**What the task asks**
Reproduce the lines of the material exactly, excluding every image.

**Raw data**
+ + + +

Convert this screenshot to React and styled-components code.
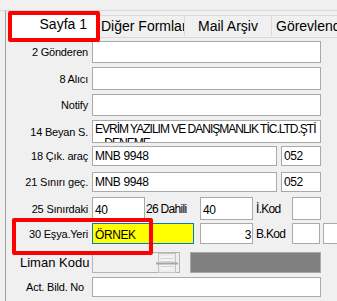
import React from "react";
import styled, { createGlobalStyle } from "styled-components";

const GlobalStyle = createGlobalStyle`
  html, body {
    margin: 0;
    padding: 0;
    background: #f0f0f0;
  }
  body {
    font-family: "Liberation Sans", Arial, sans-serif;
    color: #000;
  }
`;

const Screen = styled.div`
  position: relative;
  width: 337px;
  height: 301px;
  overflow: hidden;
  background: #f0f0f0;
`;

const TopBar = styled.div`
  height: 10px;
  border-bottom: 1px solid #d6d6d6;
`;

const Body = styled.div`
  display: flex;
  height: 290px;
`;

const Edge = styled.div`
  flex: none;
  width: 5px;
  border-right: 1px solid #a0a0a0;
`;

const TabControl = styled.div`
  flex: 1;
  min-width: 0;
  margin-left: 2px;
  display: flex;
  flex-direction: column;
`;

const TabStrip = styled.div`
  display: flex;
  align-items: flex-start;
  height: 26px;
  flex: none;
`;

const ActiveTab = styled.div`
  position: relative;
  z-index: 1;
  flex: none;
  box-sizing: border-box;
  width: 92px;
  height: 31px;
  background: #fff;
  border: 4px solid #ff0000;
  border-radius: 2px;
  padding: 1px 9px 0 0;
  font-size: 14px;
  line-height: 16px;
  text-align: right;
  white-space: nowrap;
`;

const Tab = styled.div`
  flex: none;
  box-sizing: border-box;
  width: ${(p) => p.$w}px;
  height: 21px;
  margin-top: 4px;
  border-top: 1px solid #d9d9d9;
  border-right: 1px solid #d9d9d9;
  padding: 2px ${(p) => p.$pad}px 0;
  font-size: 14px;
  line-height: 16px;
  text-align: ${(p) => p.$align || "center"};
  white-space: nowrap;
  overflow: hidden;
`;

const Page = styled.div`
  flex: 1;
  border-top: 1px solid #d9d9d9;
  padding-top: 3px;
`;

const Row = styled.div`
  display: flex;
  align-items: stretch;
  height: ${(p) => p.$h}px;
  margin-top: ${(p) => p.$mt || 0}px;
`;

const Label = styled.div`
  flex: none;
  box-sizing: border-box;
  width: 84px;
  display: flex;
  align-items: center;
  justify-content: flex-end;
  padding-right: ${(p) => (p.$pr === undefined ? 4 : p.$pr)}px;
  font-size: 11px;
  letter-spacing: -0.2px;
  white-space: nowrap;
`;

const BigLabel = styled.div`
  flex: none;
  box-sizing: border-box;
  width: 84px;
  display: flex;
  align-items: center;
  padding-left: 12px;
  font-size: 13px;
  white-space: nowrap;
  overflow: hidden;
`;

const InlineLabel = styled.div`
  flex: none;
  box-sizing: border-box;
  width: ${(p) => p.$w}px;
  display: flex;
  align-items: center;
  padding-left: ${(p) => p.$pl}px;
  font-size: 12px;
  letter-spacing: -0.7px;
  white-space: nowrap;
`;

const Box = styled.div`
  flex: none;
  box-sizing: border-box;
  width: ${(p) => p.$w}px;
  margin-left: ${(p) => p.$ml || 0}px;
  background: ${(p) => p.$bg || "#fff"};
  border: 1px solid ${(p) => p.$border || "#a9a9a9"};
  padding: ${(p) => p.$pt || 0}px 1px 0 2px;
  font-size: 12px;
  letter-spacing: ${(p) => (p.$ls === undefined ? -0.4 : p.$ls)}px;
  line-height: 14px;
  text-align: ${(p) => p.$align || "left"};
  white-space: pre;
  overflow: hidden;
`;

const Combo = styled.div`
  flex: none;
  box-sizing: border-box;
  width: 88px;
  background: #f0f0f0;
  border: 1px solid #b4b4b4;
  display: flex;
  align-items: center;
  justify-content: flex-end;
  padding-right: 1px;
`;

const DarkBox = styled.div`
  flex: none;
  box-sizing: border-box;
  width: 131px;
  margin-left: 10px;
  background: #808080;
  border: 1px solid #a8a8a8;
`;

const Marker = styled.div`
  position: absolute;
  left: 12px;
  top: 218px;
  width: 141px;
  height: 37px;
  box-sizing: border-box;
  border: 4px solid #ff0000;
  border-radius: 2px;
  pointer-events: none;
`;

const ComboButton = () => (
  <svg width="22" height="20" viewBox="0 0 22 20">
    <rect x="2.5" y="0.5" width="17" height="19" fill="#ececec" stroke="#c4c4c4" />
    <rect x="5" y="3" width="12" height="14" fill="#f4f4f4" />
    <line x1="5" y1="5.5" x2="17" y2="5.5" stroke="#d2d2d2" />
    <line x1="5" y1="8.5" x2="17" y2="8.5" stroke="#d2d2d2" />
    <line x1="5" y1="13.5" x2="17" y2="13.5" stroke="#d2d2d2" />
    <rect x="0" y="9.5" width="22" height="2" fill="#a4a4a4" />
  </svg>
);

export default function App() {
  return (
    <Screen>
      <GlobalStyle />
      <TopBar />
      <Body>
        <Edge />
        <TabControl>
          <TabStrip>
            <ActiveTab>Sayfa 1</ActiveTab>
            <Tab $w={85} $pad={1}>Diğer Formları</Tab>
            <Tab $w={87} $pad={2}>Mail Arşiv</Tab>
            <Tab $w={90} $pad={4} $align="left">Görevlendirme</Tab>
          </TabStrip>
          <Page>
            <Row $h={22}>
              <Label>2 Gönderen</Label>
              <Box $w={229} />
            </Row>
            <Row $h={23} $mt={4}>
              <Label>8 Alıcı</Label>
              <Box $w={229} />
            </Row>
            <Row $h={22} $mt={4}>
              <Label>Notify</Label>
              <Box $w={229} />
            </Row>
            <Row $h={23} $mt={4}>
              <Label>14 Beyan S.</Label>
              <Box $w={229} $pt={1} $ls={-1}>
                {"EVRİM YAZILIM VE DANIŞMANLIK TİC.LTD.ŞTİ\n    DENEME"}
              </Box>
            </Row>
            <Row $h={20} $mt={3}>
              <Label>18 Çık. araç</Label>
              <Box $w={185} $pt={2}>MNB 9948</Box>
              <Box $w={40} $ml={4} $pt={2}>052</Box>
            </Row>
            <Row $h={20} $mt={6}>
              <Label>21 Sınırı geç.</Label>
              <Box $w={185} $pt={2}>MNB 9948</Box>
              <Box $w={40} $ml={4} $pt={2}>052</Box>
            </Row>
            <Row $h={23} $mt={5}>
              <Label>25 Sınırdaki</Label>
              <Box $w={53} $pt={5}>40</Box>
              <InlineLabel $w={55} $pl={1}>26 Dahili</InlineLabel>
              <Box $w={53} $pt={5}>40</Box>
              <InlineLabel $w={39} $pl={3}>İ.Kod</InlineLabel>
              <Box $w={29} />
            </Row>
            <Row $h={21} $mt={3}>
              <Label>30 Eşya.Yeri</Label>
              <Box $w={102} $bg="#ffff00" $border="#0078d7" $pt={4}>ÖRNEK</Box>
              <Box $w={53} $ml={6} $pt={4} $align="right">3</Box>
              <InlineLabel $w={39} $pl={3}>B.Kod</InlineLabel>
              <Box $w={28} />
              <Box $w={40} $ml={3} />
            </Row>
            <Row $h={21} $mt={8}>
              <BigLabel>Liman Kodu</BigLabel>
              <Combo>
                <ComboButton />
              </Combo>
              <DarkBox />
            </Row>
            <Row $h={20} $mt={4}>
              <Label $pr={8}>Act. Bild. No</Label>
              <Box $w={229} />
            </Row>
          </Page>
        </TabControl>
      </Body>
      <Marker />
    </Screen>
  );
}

+ + + +

**Finished answer**
Convert this screenshot to React and styled-components code.
import React from "react";
import styled, { createGlobalStyle } from "styled-components";

const GlobalStyle = createGlobalStyle`
  html, body {
    margin: 0;
    padding: 0;
    background: #f0f0f0;
  }
  body {
    font-family: "Liberation Sans", Arial, sans-serif;
    color: #000;
  }
`;

const Screen = styled.div`
  position: relative;
  width: 337px;
  height: 301px;
  overflow: hidden;
  background: #f0f0f0;
`;

const TopBar = styled.div`
  height: 10px;
  border-bottom: 1px solid #d6d6d6;
`;

const Body = styled.div`
  display: flex;
  height: 290px;
`;

const Edge = styled.div`
  flex: none;
  width: 5px;
  border-right: 1px solid #a0a0a0;
`;

const TabControl = styled.div`
  flex: 1;
  min-width: 0;
  margin-left: 2px;
  display: flex;
  flex-direction: column;
`;

const TabStrip = styled.div`
  display: flex;
  align-items: flex-start;
  height: 26px;
  flex: none;
`;

const ActiveTab = styled.div`
  position: relative;
  z-index: 1;
  flex: none;
  box-sizing: border-box;
  width: 92px;
  height: 31px;
  background: #fff;
  border: 4px solid #ff0000;
  border-radius: 2px;
  padding: 1px 9px 0 0;
  font-size: 14px;
  line-height: 16px;
  text-align: right;
  white-space: nowrap;
`;

const Tab = styled.div`
  flex: none;
  box-sizing: border-box;
  width: ${(p) => p.$w}px;
  height: 21px;
  margin-top: 4px;
  border-top: 1px solid #d9d9d9;
  border-right: 1px solid #d9d9d9;
  padding: 2px ${(p) => p.$pad}px 0;
  font-size: 14px;
  line-height: 16px;
  text-align: ${(p) => p.$align || "center"};
  white-space: nowrap;
  overflow: hidden;
`;

const Page = styled.div`
  flex: 1;
  border-top: 1px solid #d9d9d9;
  padding-top: 3px;
`;

const Row = styled.div`
  display: flex;
  align-items: stretch;
  height: ${(p) => p.$h}px;
  margin-top: ${(p) => p.$mt || 0}px;
`;

const Label = styled.div`
  flex: none;
  box-sizing: border-box;
  width: 84px;
  display: flex;
  align-items: center;
  justify-content: flex-end;
  padding-right: ${(p) => (p.$pr === undefined ? 4 : p.$pr)}px;
  font-size: 11px;
  letter-spacing: -0.2px;
  white-space: nowrap;
`;

const BigLabel = styled.div`
  flex: none;
  box-sizing: border-box;
  width: 84px;
  display: flex;
  align-items: center;
  padding-left: 12px;
  font-size: 13px;
  white-space: nowrap;
  overflow: hidden;
`;

const InlineLabel = styled.div`
  flex: none;
  box-sizing: border-box;
  width: ${(p) => p.$w}px;
  display: flex;
  align-items: center;
  padding-left: ${(p) => p.$pl}px;
  font-size: 12px;
  letter-spacing: -0.7px;
  white-space: nowrap;
`;

const Box = styled.div`
  flex: none;
  box-sizing: border-box;
  width: ${(p) => p.$w}px;
  margin-left: ${(p) => p.$ml || 0}px;
  background: ${(p) => p.$bg || "#fff"};
  border: 1px solid ${(p) => p.$border || "#a9a9a9"};
  padding: ${(p) => p.$pt || 0}px 1px 0 2px;
  font-size: 12px;
  letter-spacing: ${(p) => (p.$ls === undefined ? -0.4 : p.$ls)}px;
  line-height: 14px;
  text-align: ${(p) => p.$align || "left"};
  white-space: pre;
  overflow: hidden;
`;

const Combo = styled.div`
  flex: none;
  box-sizing: border-box;
  width: 88px;
  background: #f0f0f0;
  border: 1px solid #b4b4b4;
  display: flex;
  align-items: center;
  justify-content: flex-end;
  padding-right: 1px;
`;

const DarkBox = styled.div`
  flex: none;
  box-sizing: border-box;
  width: 131px;
  margin-left: 10px;
  background: #808080;
  border: 1px solid #a8a8a8;
`;

const Marker = styled.div`
  position: absolute;
  left: 12px;
  top: 218px;
  width: 141px;
  height: 37px;
  box-sizing: border-box;
  border: 4px solid #ff0000;
  border-radius: 2px;
  pointer-events: none;
`;

const ComboButton = () => (
  <svg width="22" height="20" viewBox="0 0 22 20">
    <rect x="2.5" y="0.5" width="17" height="19" fill="#ececec" stroke="#c4c4c4" />
    <rect x="5" y="3" width="12" height="14" fill="#f4f4f4" />
    <line x1="5" y1="5.5" x2="17" y2="5.5" stroke="#d2d2d2" />
    <line x1="5" y1="8.5" x2="17" y2="8.5" stroke="#d2d2d2" />
    <line x1="5" y1="13.5" x2="17" y2="13.5" stroke="#d2d2d2" />
    <rect x="0" y="9.5" width="22" height="2" fill="#a4a4a4" />
  </svg>
);

export default function App() {
  return (
    <Screen>
      <GlobalStyle />
      <TopBar />
      <Body>
        <Edge />
        <TabControl>
          <TabStrip>
            <ActiveTab>Sayfa 1</ActiveTab>
            <Tab $w={85} $pad={1}>Diğer Formları</Tab>
            <Tab $w={87} $pad={2}>Mail Arşiv</Tab>
            <Tab $w={90} $pad={4} $align="left">Görevlendirme</Tab>
          </TabStrip>
          <Page>
            <Row $h={22}>
              <Label>2 Gönderen</Label>
              <Box $w={229} />
            </Row>
            <Row $h={23} $mt={4}>
              <Label>8 Alıcı</Label>
              <Box $w={229} />
            </Row>
            <Row $h={22} $mt={4}>
              <Label>Notify</Label>
              <Box $w={229} />
            </Row>
            <Row $h={23} $mt={4}>
              <Label>14 Beyan S.</Label>
              <Box $w={229} $pt={1} $ls={-1}>
                {"EVRİM YAZILIM VE DANIŞMANLIK TİC.LTD.ŞTİ\n    DENEME"}
              </Box>
            </Row>
            <Row $h={20} $mt={3}>
              <Label>18 Çık. araç</Label>
              <Box $w={185} $pt={2}>MNB 9948</Box>
              <Box $w={40} $ml={4} $pt={2}>052</Box>
            </Row>
            <Row $h={20} $mt={6}>
              <Label>21 Sınırı geç.</Label>
              <Box $w={185} $pt={2}>MNB 9948</Box>
              <Box $w={40} $ml={4} $pt={2}>052</Box>
            </Row>
            <Row $h={23} $mt={5}>
              <Label>25 Sınırdaki</Label>
              <Box $w={53} $pt={5}>40</Box>
              <InlineLabel $w={55} $pl={1}>26 Dahili</InlineLabel>
              <Box $w={53} $pt={5}>40</Box>
              <InlineLabel $w={39} $pl={3}>İ.Kod</InlineLabel>
              <Box $w={29} />
            </Row>
            <Row $h={21} $mt={3}>
              <Label>30 Eşya.Yeri</Label>
              <Box $w={102} $bg="#ffff00" $border="#0078d7" $pt={4}>ÖRNEK</Box>
              <Box $w={53} $ml={6} $pt={4} $align="right">3</Box>
              <InlineLabel $w={39} $pl={3}>B.Kod</InlineLabel>
              <Box $w={28} />
              <Box $w={40} $ml={3} />
            </Row>
            <Row $h={21} $mt={8}>
              <BigLabel>Liman Kodu</BigLabel>
              <Combo>
                <ComboButton />
              </Combo>
              <DarkBox />
            </Row>
            <Row $h={20} $mt={4}>
              <Label $pr={8}>Act. Bild. No</Label>
              <Box $w={229} />
            </Row>
          </Page>
        </TabControl>
      </Body>
      <Marker />
    </Screen>
  );
}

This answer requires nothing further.